Provide nothing but the number of lines containing the string "styles".

##### Recorded data #####

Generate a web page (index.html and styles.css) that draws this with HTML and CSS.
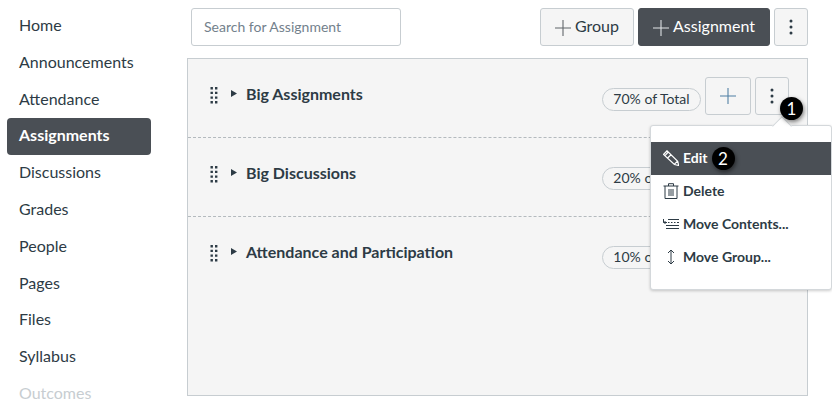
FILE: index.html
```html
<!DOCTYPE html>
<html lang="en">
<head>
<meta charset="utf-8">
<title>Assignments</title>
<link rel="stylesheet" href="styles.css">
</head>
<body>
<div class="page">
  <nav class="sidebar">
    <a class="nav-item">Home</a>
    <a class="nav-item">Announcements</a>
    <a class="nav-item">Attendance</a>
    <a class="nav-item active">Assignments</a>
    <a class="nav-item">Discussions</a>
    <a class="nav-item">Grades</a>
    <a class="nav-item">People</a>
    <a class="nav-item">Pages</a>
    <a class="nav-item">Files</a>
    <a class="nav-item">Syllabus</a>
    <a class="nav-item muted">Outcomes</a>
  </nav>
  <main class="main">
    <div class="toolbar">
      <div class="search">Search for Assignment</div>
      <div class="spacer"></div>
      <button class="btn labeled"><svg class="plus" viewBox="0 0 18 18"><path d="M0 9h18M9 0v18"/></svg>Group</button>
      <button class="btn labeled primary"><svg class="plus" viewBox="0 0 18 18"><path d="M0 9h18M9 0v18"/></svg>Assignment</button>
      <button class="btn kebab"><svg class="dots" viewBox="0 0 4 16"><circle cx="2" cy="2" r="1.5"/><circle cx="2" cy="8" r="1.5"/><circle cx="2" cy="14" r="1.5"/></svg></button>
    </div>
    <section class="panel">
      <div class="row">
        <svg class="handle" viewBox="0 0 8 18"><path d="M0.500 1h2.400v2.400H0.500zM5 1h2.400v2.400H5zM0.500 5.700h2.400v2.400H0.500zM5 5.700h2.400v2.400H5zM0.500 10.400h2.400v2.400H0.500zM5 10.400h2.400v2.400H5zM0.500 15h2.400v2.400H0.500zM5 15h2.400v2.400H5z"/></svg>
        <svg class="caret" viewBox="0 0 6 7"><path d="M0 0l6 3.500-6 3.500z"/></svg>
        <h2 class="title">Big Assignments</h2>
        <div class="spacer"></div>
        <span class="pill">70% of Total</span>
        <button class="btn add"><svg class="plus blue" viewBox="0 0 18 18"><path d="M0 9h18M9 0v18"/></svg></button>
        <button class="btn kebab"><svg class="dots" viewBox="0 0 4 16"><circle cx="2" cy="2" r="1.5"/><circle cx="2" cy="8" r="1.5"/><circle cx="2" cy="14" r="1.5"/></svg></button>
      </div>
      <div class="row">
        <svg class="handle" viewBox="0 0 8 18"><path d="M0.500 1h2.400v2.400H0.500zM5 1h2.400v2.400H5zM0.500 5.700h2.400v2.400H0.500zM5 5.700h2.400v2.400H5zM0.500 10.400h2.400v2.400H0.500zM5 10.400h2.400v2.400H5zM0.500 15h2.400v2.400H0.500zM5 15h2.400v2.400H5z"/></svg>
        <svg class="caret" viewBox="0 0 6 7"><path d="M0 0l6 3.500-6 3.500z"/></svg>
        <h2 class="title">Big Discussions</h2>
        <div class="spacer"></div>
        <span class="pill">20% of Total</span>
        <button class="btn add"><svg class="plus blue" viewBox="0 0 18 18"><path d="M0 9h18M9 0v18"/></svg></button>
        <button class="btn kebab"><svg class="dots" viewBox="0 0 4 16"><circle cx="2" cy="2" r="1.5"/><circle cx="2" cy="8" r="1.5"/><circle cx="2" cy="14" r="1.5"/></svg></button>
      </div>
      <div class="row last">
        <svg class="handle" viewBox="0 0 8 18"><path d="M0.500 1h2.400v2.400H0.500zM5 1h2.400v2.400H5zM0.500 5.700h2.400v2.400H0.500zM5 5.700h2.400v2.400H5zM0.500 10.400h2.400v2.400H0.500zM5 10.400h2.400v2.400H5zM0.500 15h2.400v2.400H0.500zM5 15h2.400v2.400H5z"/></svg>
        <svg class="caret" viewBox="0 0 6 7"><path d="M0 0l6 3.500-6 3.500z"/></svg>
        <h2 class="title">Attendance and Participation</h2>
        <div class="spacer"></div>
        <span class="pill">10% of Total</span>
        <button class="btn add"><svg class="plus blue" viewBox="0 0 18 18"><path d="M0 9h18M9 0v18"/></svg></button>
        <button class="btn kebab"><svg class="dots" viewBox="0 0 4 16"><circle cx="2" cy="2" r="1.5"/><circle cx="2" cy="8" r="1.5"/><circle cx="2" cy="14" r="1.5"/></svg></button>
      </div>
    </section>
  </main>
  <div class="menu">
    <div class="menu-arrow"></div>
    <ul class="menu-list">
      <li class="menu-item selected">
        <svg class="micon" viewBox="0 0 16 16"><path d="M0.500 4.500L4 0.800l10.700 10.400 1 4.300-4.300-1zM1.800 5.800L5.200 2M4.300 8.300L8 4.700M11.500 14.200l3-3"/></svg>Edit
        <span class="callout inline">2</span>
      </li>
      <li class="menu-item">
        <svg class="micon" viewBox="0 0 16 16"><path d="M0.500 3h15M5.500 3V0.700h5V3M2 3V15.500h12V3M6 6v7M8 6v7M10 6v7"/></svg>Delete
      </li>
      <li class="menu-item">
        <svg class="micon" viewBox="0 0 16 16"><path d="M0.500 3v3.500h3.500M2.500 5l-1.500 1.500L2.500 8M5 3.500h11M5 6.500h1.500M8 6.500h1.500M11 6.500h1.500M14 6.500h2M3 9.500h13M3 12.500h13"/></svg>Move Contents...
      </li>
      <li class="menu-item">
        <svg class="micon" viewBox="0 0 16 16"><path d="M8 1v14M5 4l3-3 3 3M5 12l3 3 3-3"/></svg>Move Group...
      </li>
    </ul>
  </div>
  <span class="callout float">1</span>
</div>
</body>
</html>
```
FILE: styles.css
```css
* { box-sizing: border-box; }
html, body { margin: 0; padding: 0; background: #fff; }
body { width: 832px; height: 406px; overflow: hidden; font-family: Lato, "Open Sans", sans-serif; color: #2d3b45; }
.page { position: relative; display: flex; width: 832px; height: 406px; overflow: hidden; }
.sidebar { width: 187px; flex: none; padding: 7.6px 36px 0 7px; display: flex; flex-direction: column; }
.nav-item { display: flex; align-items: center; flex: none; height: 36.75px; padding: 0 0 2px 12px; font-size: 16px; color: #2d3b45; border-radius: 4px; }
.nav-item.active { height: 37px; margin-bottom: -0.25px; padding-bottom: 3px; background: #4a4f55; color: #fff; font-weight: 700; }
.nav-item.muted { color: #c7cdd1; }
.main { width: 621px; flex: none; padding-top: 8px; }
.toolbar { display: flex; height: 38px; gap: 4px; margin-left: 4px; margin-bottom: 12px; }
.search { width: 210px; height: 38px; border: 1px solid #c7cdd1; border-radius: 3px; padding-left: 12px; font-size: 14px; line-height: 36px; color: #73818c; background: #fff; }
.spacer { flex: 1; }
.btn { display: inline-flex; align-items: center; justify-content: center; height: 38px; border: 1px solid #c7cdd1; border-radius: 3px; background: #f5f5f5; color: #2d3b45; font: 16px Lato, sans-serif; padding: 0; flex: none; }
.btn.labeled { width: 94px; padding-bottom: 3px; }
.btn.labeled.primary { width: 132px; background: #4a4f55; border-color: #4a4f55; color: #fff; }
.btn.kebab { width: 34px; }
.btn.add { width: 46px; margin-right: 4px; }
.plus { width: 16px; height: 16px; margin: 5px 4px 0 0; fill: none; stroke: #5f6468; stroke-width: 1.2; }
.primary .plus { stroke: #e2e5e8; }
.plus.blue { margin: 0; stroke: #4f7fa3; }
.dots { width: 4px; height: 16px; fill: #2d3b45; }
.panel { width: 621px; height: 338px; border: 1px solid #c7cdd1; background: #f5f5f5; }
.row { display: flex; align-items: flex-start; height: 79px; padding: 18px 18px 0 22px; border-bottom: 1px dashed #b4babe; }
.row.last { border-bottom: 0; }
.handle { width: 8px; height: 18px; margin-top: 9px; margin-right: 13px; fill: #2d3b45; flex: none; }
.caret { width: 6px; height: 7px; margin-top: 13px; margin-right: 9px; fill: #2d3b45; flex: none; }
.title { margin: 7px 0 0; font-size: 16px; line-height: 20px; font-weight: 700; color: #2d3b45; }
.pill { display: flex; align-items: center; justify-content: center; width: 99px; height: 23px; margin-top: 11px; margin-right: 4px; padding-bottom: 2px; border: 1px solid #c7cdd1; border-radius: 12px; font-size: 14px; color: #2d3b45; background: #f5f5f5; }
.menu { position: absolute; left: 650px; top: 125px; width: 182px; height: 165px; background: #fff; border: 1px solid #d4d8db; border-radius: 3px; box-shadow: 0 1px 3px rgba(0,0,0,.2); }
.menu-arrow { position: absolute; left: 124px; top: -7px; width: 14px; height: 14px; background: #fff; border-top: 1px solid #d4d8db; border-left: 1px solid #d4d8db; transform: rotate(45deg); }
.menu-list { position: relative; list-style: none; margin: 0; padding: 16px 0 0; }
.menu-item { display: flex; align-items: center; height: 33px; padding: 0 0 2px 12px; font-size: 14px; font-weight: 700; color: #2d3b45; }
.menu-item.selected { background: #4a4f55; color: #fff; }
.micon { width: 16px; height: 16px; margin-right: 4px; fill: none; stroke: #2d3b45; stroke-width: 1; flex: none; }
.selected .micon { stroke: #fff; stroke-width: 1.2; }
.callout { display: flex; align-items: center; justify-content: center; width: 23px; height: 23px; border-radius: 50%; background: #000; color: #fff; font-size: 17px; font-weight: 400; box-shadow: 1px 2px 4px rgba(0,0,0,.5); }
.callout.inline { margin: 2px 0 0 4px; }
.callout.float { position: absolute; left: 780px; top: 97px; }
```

#####

**Expected answer**
3